Professional drivers and responsible carriers support advanced safety technology when it delivers genuine protection. We understand that modern driver populations and traffic conditions require technological assistance to maintain safety standards, but we also understand that false confidence in unreliable technology can be more dangerous than honestly acknowledging system limitations and planning accordingly.
Real reform requires regulatory agencies that investigate the institutional failures enabling dangerous operators rather than avoiding uncomfortable questions about immigration, English proficiency, and CDL integrity. More importantly, it requires an industry culture that prioritizes actual safety outcomes over marketing narratives, where companies face meaningful consequences when their technology failures contribute to preventable deaths.
The eight children who died in Alabama deserved safety technology that worked when they needed it most. They deserved a regulatory system that prevented dangerous drivers from obtaining licenses. They deserved accountability when both systems failed them.

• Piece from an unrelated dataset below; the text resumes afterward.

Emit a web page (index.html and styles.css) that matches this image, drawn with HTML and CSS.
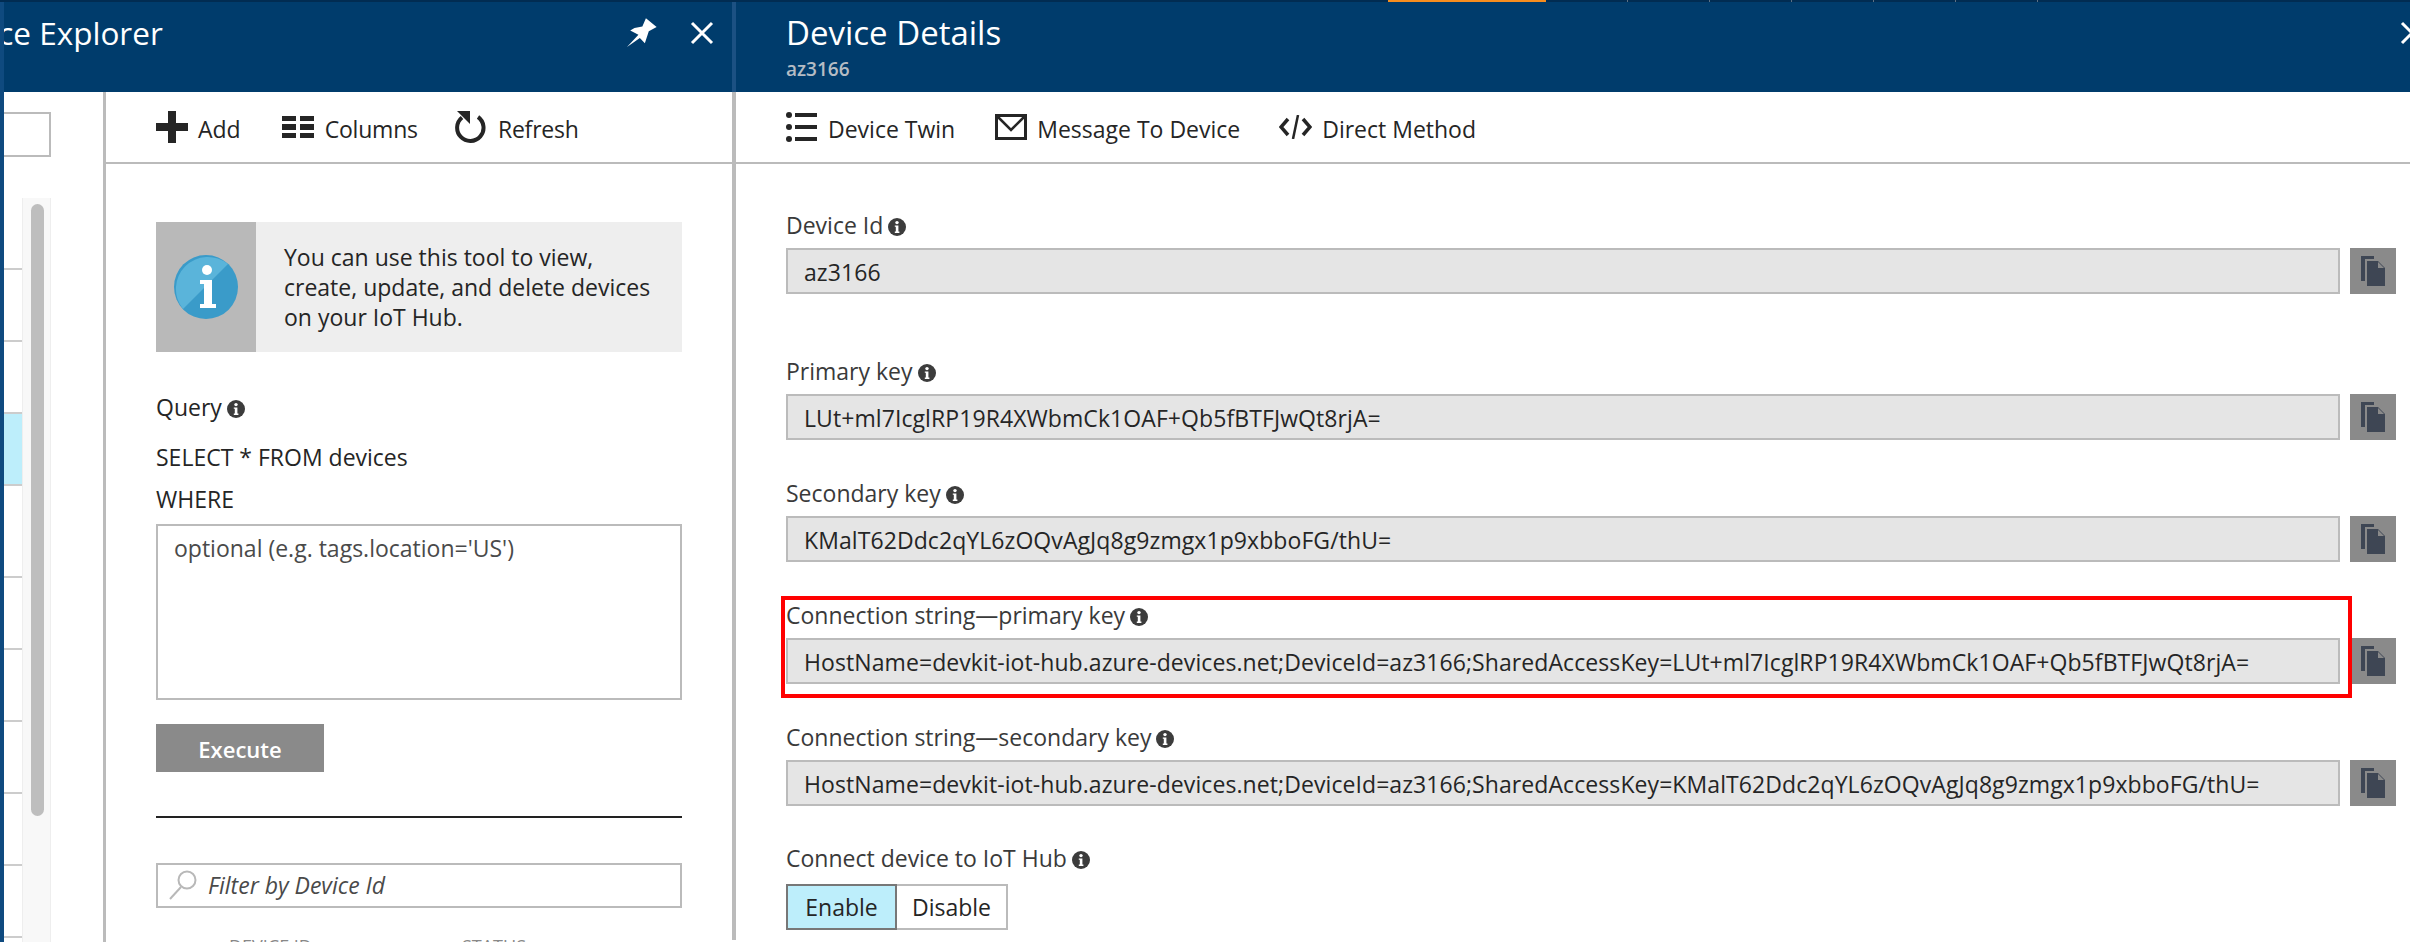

Instead, they got technology that remained silent during their final moments and a system that allowed their killer to return to business ownership three years later. Until we demand better, from technology vendors, from regulators, from the entire commercial vehicle safety ecosystem, more families will pay the ultimate price for institutional failures disguised as tragic accidents.
The children of Tallapoosa County Girls Ranch died because adults failed them at every level. Their memory demands that we do better than the system that enabled their preventable deaths.